### SHORT TASK:
Pick out each line in these entries that contains the string "this".
════
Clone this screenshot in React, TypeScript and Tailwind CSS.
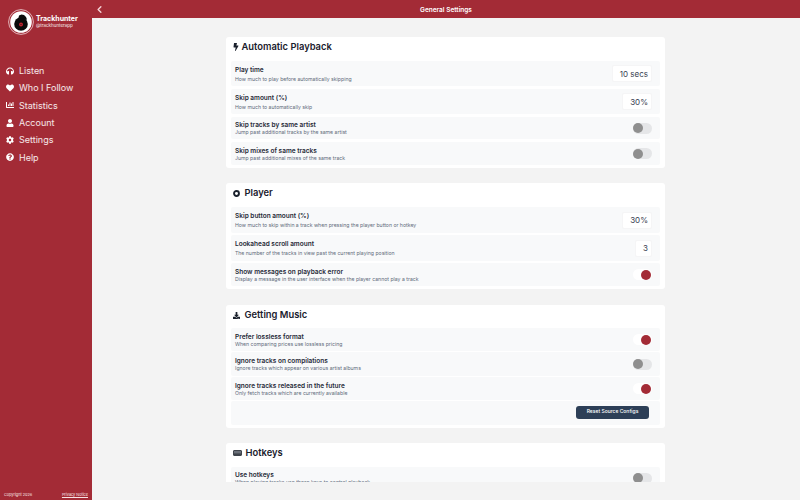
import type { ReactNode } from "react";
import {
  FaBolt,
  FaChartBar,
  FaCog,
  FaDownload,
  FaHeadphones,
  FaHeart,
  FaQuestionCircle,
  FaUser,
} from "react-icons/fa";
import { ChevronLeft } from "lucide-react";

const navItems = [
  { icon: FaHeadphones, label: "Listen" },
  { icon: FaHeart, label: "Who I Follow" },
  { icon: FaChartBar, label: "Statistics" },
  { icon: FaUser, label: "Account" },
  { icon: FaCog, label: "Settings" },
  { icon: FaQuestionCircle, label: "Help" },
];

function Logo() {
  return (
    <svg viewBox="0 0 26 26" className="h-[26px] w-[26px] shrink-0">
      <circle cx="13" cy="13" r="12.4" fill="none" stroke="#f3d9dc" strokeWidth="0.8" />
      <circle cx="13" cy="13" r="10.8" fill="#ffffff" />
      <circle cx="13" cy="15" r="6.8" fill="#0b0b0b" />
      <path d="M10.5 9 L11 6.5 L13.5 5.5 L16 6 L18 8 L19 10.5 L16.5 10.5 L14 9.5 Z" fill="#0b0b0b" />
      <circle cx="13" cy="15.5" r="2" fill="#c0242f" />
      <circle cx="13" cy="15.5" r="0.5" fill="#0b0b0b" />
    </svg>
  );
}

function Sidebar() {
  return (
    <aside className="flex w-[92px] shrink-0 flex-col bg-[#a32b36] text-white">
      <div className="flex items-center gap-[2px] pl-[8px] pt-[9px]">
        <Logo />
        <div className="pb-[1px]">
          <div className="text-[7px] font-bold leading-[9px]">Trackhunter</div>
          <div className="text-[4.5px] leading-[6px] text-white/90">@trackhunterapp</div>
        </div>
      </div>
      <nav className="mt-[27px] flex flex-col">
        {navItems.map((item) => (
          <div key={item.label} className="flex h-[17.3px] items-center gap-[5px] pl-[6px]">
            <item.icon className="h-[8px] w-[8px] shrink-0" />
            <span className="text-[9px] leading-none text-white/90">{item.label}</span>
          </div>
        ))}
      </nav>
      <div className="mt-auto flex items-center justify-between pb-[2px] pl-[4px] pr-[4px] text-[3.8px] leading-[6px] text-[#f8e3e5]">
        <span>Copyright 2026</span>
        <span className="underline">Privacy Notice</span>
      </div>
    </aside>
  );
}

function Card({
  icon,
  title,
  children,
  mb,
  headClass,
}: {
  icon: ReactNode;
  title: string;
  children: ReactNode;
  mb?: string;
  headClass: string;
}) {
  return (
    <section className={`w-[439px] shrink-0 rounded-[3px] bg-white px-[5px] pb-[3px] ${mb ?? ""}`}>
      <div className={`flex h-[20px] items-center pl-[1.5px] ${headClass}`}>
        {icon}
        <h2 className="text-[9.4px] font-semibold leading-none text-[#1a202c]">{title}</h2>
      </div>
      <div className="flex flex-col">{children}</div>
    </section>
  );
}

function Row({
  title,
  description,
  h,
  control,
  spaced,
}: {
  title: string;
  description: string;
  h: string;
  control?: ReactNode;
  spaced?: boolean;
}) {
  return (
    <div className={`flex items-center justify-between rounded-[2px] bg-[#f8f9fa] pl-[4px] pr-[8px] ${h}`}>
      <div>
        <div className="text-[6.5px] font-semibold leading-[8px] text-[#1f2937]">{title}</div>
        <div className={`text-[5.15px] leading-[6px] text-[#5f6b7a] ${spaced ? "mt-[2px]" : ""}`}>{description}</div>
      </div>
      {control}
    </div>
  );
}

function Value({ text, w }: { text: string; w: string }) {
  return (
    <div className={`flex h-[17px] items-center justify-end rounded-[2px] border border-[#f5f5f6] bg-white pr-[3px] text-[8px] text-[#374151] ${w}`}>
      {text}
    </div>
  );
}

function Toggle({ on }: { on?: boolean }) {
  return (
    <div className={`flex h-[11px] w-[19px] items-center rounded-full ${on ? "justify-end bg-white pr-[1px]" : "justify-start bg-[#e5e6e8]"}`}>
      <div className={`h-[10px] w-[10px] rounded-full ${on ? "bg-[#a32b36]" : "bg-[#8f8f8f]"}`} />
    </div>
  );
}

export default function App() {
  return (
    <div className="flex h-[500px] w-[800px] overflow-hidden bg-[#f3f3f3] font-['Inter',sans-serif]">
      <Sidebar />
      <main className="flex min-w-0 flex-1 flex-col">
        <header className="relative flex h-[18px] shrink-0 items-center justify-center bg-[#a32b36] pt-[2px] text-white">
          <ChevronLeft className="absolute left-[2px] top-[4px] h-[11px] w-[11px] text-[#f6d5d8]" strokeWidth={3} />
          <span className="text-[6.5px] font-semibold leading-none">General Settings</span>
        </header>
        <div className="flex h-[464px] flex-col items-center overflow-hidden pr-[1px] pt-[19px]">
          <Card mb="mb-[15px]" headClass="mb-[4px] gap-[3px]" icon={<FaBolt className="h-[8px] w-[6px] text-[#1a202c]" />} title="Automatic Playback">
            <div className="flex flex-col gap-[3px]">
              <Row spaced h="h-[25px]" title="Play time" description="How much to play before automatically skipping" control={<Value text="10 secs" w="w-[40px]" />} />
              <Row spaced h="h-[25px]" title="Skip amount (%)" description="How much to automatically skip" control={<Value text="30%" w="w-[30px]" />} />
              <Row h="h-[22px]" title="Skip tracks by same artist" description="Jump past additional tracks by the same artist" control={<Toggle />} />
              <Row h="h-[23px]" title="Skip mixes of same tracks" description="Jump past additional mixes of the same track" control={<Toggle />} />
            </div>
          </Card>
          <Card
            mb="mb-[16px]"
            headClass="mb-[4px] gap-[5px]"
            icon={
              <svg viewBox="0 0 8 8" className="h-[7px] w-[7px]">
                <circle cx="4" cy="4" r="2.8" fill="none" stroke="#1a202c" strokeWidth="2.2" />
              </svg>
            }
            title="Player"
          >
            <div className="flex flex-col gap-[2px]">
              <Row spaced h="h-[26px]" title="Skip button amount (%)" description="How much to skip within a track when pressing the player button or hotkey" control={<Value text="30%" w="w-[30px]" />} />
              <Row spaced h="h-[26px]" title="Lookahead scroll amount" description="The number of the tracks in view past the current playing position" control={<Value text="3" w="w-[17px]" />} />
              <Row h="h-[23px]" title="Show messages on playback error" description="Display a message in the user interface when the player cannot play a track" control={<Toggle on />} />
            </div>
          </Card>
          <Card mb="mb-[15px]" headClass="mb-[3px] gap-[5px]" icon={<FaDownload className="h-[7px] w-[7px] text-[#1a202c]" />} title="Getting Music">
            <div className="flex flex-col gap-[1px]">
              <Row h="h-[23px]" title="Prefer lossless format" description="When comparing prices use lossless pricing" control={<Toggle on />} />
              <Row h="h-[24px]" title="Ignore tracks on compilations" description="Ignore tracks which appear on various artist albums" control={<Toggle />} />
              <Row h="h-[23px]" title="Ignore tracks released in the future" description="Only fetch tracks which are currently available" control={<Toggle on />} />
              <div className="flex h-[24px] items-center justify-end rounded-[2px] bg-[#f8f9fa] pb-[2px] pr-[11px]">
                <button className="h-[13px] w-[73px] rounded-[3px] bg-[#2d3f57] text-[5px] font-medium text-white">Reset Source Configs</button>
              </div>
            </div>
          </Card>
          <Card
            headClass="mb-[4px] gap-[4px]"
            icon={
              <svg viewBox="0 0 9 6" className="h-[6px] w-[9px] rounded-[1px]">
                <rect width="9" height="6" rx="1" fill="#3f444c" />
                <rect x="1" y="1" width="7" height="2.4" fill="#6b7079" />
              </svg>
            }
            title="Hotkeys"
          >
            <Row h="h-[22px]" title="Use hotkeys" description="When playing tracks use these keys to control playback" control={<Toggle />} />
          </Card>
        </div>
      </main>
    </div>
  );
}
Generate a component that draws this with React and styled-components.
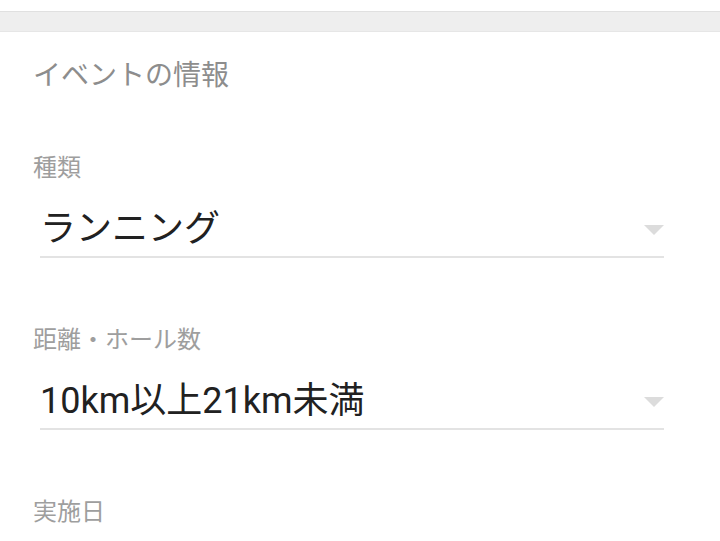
════
### RESULT:
Clone this screenshot in React, TypeScript and Tailwind CSS.
Generate a component that draws this with React and styled-components.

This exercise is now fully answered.